The Potential US Boots on the Ground in Iran
Al Jazeera's Washington correspondent Kimberly Halkett said this week that recent US military movements "could lead to potential US boots on the ground in Iran in order to secure the Strait of Hormuz." The Kharg plan would represent exactly that — the first US ground presence on Iranian territory since the 1979 Embassy seizure that ended with American hostages held for 444 days. The political and historical resonance of US forces occupying Iranian territory cannot be overstated in the domestic Iranian context. Even Iranians deeply opposed to the Islamic Republic have historically rallied to nationalist sentiment when foreign forces occupy their land. The 1941 Anglo-Soviet occupation of Iran — nominally an ally operation — is still taught in Iranian schools as a national humiliation. A US occupation of Kharg, however strategically limited, would be received in Iran in the same frame.
📊 NCD Analysis: The Plan That Could End the War — or Extend It by Years
The Kharg plan is strategically elegant and operationally dangerous in equal measure. Strategically, it targets the precise vulnerability that all the bombing has not addressed: Iran's ability to fund the Strait closure. Without oil revenue, the IRGC cannot pay its forces. Without IRGC forces, the Strait reopens. The logic is clean. The execution is where it breaks down. An occupied Kharg gives Iran a nationalist cause that transcends its current political divisions. Iranians who are celebrating in the streets during Nowruz because they hate the Islamic Republic will not celebrate American forces occupying their sovereign territory. The occupation would unify Iran against the US in ways that 22 days of bombing have not. It would also give Russia and China a concrete legal and rhetorical basis for direct involvement — occupation of sovereign territory, however limited, is a different category of action than air strikes on military targets. The Kharg plan is the option that ends the war fastest if it works — and the option that makes the war unwinnable if it doesn't.
🔮 Three Scenarios
🟢 Scenario 1 — Kharg Blockade Only, No Landing (Most Likely If Plan Proceeds): The US establishes a naval exclusion zone around Kharg without landing troops — preventing oil tankers from loading at the terminal. Iran's oil revenue stops flowing without US forces setting foot on Iranian soil. International legal exposure is significant but less than occupation. Iran faces a choice: reopen the Strait or watch its economy collapse from two directions simultaneously — Kharg blockaded, oil revenue cut, military degraded. This is the cleanest version of the plan. If executed, the war likely ends within 4-8 weeks.

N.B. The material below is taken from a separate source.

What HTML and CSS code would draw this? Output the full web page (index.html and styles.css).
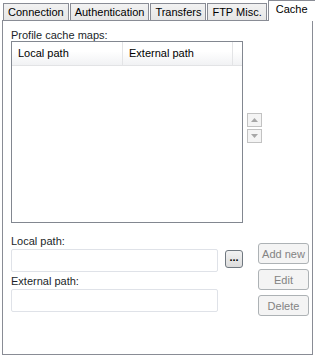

🟡 Scenario 2 — Iran Sabotages Kharg Before US Can Blockade (Catastrophic for Gulf Environment): If Iran receives intelligence that a Kharg operation is imminent, it may preemptively destroy the terminal's infrastructure — triggering an oil spill of catastrophic proportions in the northern Persian Gulf. A destroyed Kharg terminal could release millions of barrels of crude into Gulf waters, devastating marine ecosystems and potentially contaminating the freshwater desalination plants that the UAE, Qatar, Bahrain, and Kuwait depend on for drinking water. This would be an environmental weapon — illegal under international law, devastating in effect.
🔴 Scenario 3 — Full Occupation, Iranian Nationalist Rally (Worst Case): US Marines land on Kharg. The operation is militarily successful. But Iranian public opinion — already shifting toward anti-regime sentiment — pivots sharply toward anti-American nationalism. Protests become pro-resistance rallies. The IRGC gains domestic legitimacy it had been losing. Russia and China formally condemn the occupation and begin supplying Iran with additional missile technology. The war that was approaching a diplomatic exit elongates into a multi-year occupation scenario that the US has no strategy for managing. Every American historical lesson from Vietnam to Iraq screams this warning. Whether anyone in Washington is listening is the defining question.
📌 Key Facts
- 95% — Share of Iran's oil exports that flow through Kharg Island terminal
- 12 km² — Size of Kharg Island — smaller than most US military bases
- 2,200-2,500 — Additional Marines currently deploying to the Middle East
- 1988 — Year Iran accepted ceasefire after Iraq's sustained Kharg attacks depleted oil revenues
- 444 days — Duration of US hostage crisis after last American ground presence in Iran (1979-1981)
🔗 What To Watch Next
- Does the US announce a naval exclusion zone around Kharg — the first step of a blockade without occupation?
- Does Iran preemptively strike or sabotage Kharg infrastructure in response to the Axios report?
- Does Trump's "I think we've won" statement signal the Kharg plan is being shelved in favor of a negotiated exit?
"Washington is considering plans to blockade or occupy Iran's Kharg island, a strategic oil hub, in a move that could cripple Iran's economy but risk major escalation." — Axios, March 21, 2026
⚡ NCD Bottom Line: The Kharg plan is the most strategically decisive option in this war — and the most dangerous one. It could end the conflict in weeks by strangling Iran's economic lifeline. Or it could extend it by years by giving the Islamic Republic the nationalist cause it has failed to generate through 22 days of fighting. Every lesson of American military history in the Middle East argues for extreme caution. Whether those lessons are being listened to in the current administration is not yet clear. Watch the Marines. Watch the ships. The Kharg plan, if it is coming, will announce itself before it arrives.